The word table still has the space for compatibility reasons,
so the tokenizer code needs to get rid of it when loading the
tokens.
Sarah Hoffmann [Fri, 2 Jul 2021 13:05:17 +0000 (15:05 +0200)]
restrict partial word counting to names of reasoanble length
The partial word count does not split names to save a bit of time.
The result is that it might enounter unreasonably long names
which in truth consist of multiple words.
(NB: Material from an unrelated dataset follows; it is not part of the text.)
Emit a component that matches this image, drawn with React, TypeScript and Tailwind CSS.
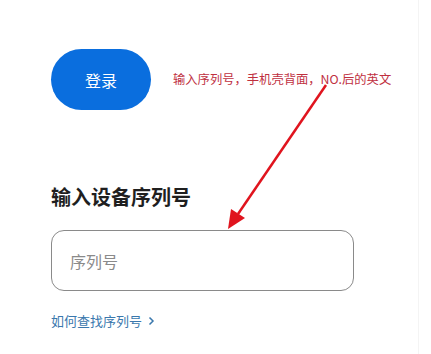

No accurate statistics
are needed so simply restrict the count to words shorter than
75 characters.
Sarah Hoffmann [Thu, 1 Jul 2021 15:56:23 +0000 (17:56 +0200)]
fix subsequent replacements
Two replacement words directly following each other did not
work as expected because each expects a space at the
beginning/end while there was only one space available.
Also forbit composing a word after a space was added in the
end by a previous replacement.
Sarah Hoffmann [Wed, 30 Jun 2021 19:37:29 +0000 (21:37 +0200)]
import abbreviations from OSM Wiki
Replaces the variant rules with a slightly cleaned-up
version of the abbreviation lists at
https://wiki.openstreetmap.org/wiki/Name_finder:Abbreviations
Sarah Hoffmann [Sat, 26 Jun 2021 17:38:08 +0000 (19:38 +0200)]
improve normalization
Make sure all special symbols are removed during normalization already.
Those won't be interpreted in any way because they are unlikely to be
searched for.
Sarah Hoffmann [Thu, 24 Jun 2021 18:02:07 +0000 (20:02 +0200)]
switch to a more flexible variant description format
The new format combines compound splitting and abbreviation.
It also allows to restrict rules to additional conditions
(like language or region). This latter ability is not used
yet.
Sarah Hoffmann [Fri, 11 Jun 2021 08:03:31 +0000 (10:03 +0200)]
make compund decomposition pure import feature
Compound decomposition now creates a full name variant on
import just like abbreviations. This simplifies query time
normalization and opens a path for changing abbreviation
and compund decomposition lists for an existing database.
Sarah Hoffmann [Fri, 28 May 2021 20:06:13 +0000 (22:06 +0200)]
move abbreviation computation into import phase
This adds precomputation of abbreviated terms for names and removes
abbreviation of terms in the query. Basic import works but still
needs some thorough testing as well as speed improvements during
import.
Sarah Hoffmann [Wed, 26 May 2021 18:50:34 +0000 (20:50 +0200)]
icu tokenizer: move transliteration rules in separate file
The tokenizer configuration has become difficult to handle
due to the additional manual transliteration rules. Allow
to have a separate rule file that is given to the ICU library
as is.
Sarah Hoffmann [Sat, 26 Jun 2021 09:20:25 +0000 (11:20 +0200)]
remove penalty for full words in address
Now that mutli-word partials no longer exist, multi-word full
words need to be used to search in addresses and therefore no
longer should have a penalty.
Also changes the condition when a full word is included into
the address. It is no longer relevant if an equivalent partial
exists but only if the term consists of more than one word.
Sarah Hoffmann [Mon, 21 Jun 2021 14:32:54 +0000 (16:32 +0200)]
increase minimum Python to 3.6
Python 3.6 introduces formatted string literals and
flag enums as well as a much faster dict implementation.
These changes make the code so much simpler as to warrant
dropping Python 3.5 support.
Affected distributions are Ubuntu 16.04 and Debian Stretch.